● **DO THIS**
Count the lines below that contain the word "components", and reply with only that number.

>> start MATERIAL FOR THIS EXERCISE

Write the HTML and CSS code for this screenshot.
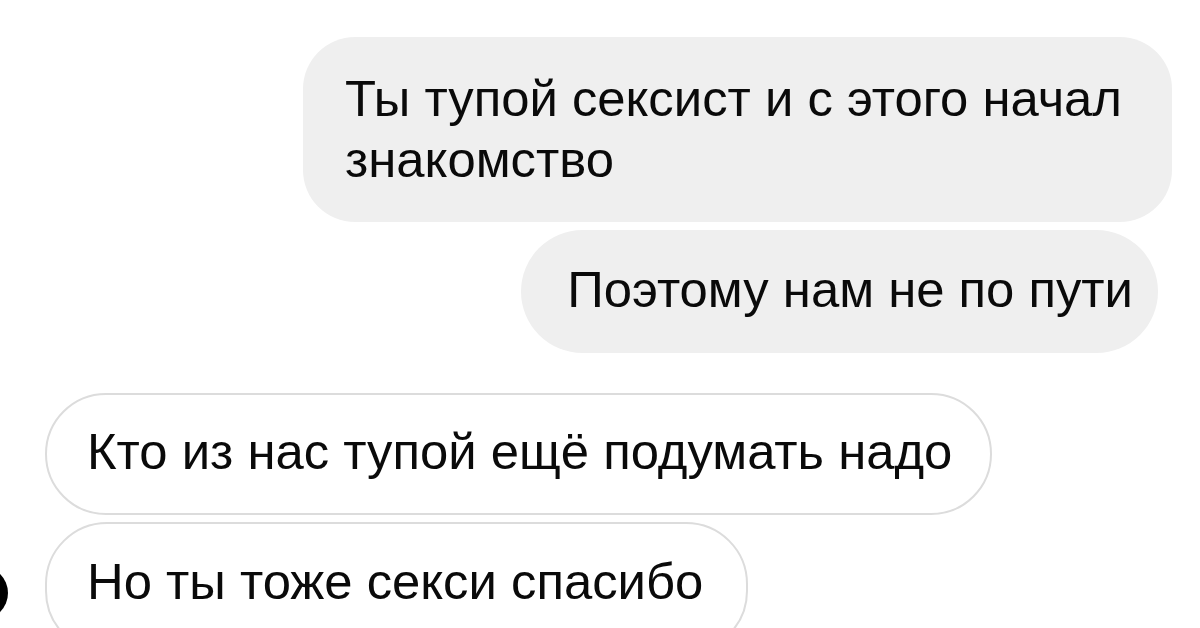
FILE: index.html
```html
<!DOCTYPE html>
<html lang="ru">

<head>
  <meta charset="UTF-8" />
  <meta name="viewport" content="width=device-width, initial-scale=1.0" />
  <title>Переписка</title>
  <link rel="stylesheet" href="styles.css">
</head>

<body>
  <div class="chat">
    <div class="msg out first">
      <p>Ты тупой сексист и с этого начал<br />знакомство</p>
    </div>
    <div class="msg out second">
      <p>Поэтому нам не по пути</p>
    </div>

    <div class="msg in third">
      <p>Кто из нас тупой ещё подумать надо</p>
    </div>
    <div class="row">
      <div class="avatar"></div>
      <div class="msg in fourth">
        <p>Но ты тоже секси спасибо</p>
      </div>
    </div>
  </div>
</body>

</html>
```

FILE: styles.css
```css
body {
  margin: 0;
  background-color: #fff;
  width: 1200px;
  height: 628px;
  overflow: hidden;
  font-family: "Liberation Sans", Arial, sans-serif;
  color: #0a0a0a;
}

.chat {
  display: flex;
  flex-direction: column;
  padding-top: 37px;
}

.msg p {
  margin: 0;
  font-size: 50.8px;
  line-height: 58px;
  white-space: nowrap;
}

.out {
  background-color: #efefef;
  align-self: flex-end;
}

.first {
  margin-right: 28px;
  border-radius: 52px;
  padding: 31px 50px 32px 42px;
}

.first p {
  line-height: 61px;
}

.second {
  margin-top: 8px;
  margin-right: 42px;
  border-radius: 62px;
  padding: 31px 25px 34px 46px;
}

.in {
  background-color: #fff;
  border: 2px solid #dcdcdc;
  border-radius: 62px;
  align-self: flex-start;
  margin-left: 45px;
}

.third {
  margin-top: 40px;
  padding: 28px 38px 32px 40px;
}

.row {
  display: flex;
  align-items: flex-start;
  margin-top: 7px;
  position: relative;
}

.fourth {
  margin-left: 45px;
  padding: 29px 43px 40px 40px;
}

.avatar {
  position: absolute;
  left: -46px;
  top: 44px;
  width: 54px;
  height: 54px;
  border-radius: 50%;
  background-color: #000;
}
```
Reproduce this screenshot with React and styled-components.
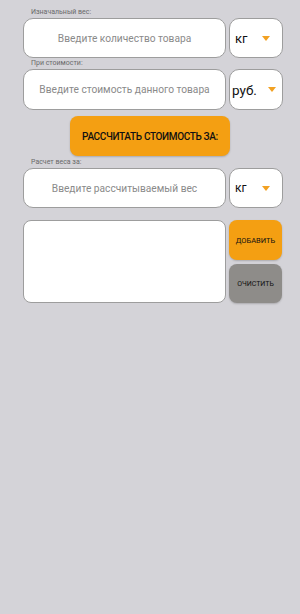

>> end MATERIAL FOR THIS EXERCISE
>> start MATERIAL FOR THIS EXERCISE

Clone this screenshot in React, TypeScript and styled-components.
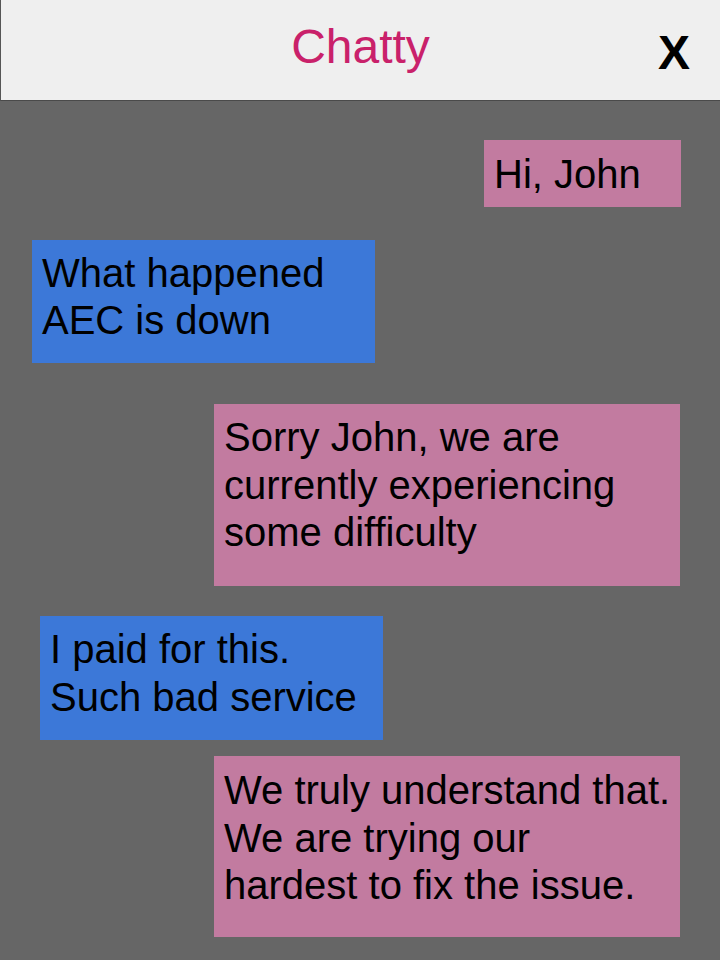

>> end MATERIAL FOR THIS EXERCISE

● **SOLUTION FOR THIS PROBLEM**
2